While hydrogen is widely promoted as a zero-carbon alternative fuel, the vast majority of commercial hydrogen fuel production is derived from the refining of fossil fuels. The limited supply of fossil fuels and their negative environmental impact have prompted researchers to develop alternative technologies for producing hydrogen fuel in an environmentally friendly manner.
This type of “green hydrogen” can be created by electrolyzing water, which is abundant in nature, with electricity derived from a renewable energy source. The sluggish oxygen evolution reaction (OER), which requires a high thermodynamic voltage of 1.23 V, limits the efficiency of water electrolysis significantly.
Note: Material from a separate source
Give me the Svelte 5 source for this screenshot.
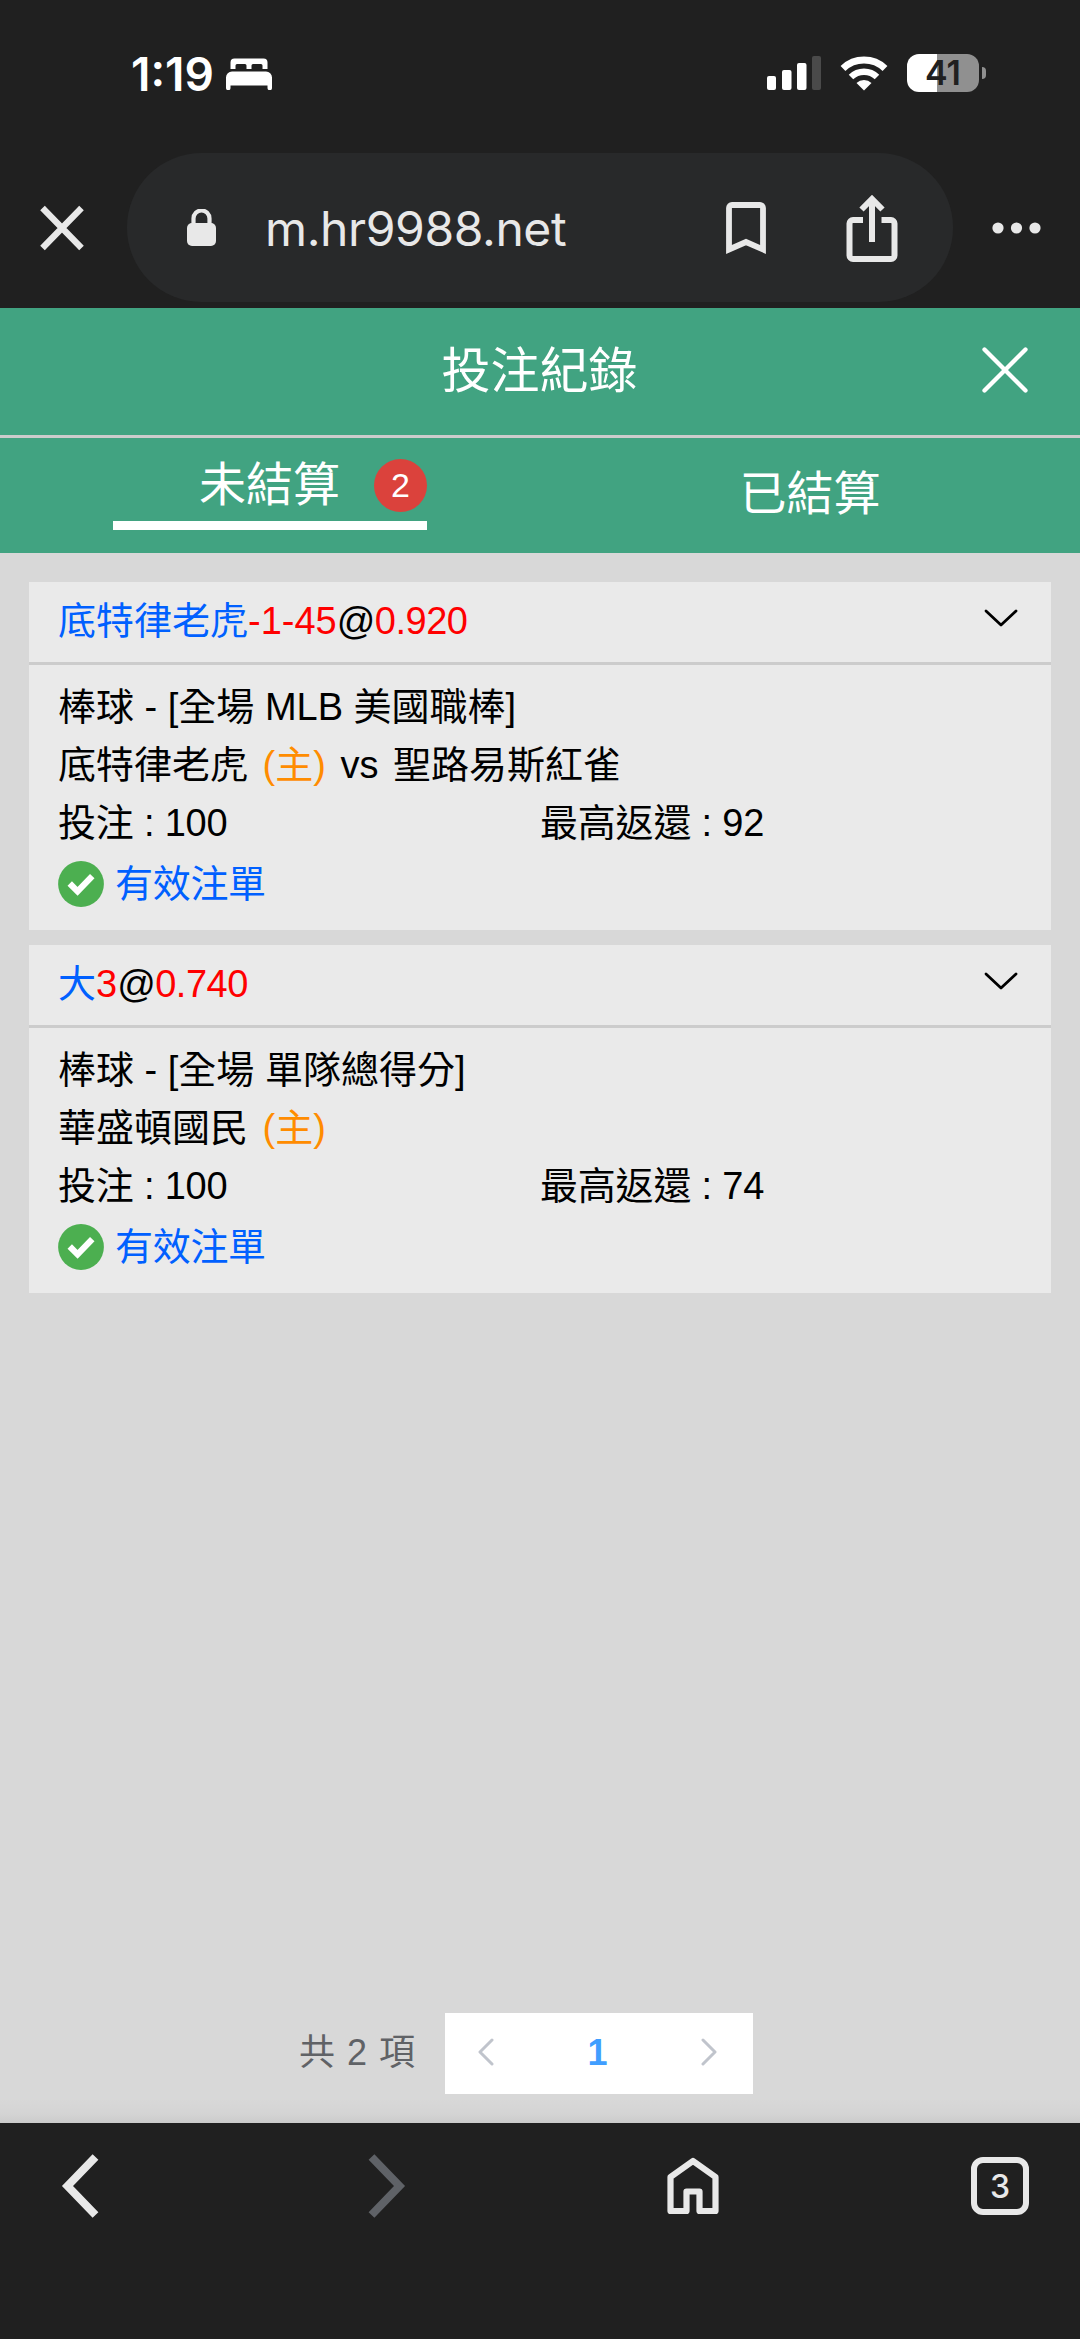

Due to the thermodynamically favorable (0.37 V, thermodynamic voltage) conditions of urea electrolysis, replacing sluggish water electrolysis with urea oxidation reaction (UOR) offers great promise for saving energy for hydrogen generation. There is also the benefit of reducing urea contamination, as approximately 2,200 billion tons of urea-rich wastewater are discharged into the river each year. To speed up the oxidation process, noble metal catalysts such as platinum (Pt) and rhodium (Rh) are used. However, these noble metal catalysts are very expensive and perform poorly over long periods of time.
A new single-atom catalyst can produce hydrogen from urea at an exceptional rate. Liquid nitrogen quenching introduces tensile-strain on the surface of oxide support, stabilizing ultra-high loading of single metal atom sites.LEE Hyoyoung
Single-atom-catalysts (SACs) have recently demonstrated superior performance when compared to nanomaterials-based counterparts. However, the low metal loading (< 3 wt percent) of SACs, caused by the tendency of surface atoms to migrate, poses a significant challenge for a scalable application.
The IBS research team developed a strategy to achieve ultra-high loading of single metal atom sites, led by Associate Director LEE Hyoyoung of the Center for Integrated Nanostructure Physics within the Institute for Basic Science (IBS) at Sungkyunkwan University. This was accomplished by applying surface strain to the support material, resulting in exceptional urea oxidation assisted hydrogen fuel generation.
“To generate tensile strain on the surface of cobalt oxide, we used a liquid nitrogen quenching method (Co3O4). Because of thermal expansion, the ultra-high cooling rate expands the lattice parameter of the quenched sample, causing tensile strain on the oxide surface. When compared to the pristine Co3O4 surface, the strained surface stabilized a ~200 percent higher loading of rhodium single atom sites. We discovered that when compared to the pristine surface, the strained surface significantly increases the migration energy barrier of RhSA, inhibiting migration and agglomeration “says the study’s first author, Ph.D. candidate Ashwani Kumar.
“We were ecstatic to discover that the high loading of RhSA stabilized on the strained Co3O4 surface demonstrated exceptional UOR activity and stability in both alkaline and acidic media, far outperforming commercial Pt/C and Rh/C. This surface strain strategy in the field of SACs had never been reported prior to our findings “Associate Director Lee, the study’s corresponding author, elaborates.
The researchers also discovered that this strategy for high-loading single-atom sites was not limited to rhodium. The strained surface strategy was also used to stabilize ultra-high loading of other noble metals such as platinum, iridium, and ruthenium-based single-atom sites, paving the way for more general application of this discovery.
The team of researchers assessed the catalytic efficiency and working voltage required for urea oxidation using this new catalyst. The advanced catalyst (RhSA on strained Co3O4) required only 1.28 V vs. reversible hydrogen electrode (RHE) to achieve a current density of 10 mA (milliampere) per cm2 of the electrode, which was lower than the 1.34 and 1.45 V requirements of commercial Pt and Rh catalysts, respectively.
Furthermore, the catalyst demonstrated long-term stability for 100 hours without structural change. The researchers used density functional theory simulation to investigate the origin of the new catalyst’s exceptional performance, which was discovered to be due to superior urea adsorption and stabilization of CO*/NH* intermediates. Furthermore, urea electrolysis saved 16.1% more energy than water electrolysis for hydrogen generation.
Lee, Associate Director, explains: “This research provides a general strategy for stabilizing high-loading of single-atom sites for scalable applications, which has been a long-standing issue in the field of SACs. Furthermore, this research brings us one step closer to a carbon-free and energy-saving hydrogen economy. This highly efficient urea oxidation electro-catalyst will assist us in overcoming the long-term challenges of the fossil fuel refining process: producing high-purity hydrogen for commercial applications at a low cost and in an environmentally friendly manner.”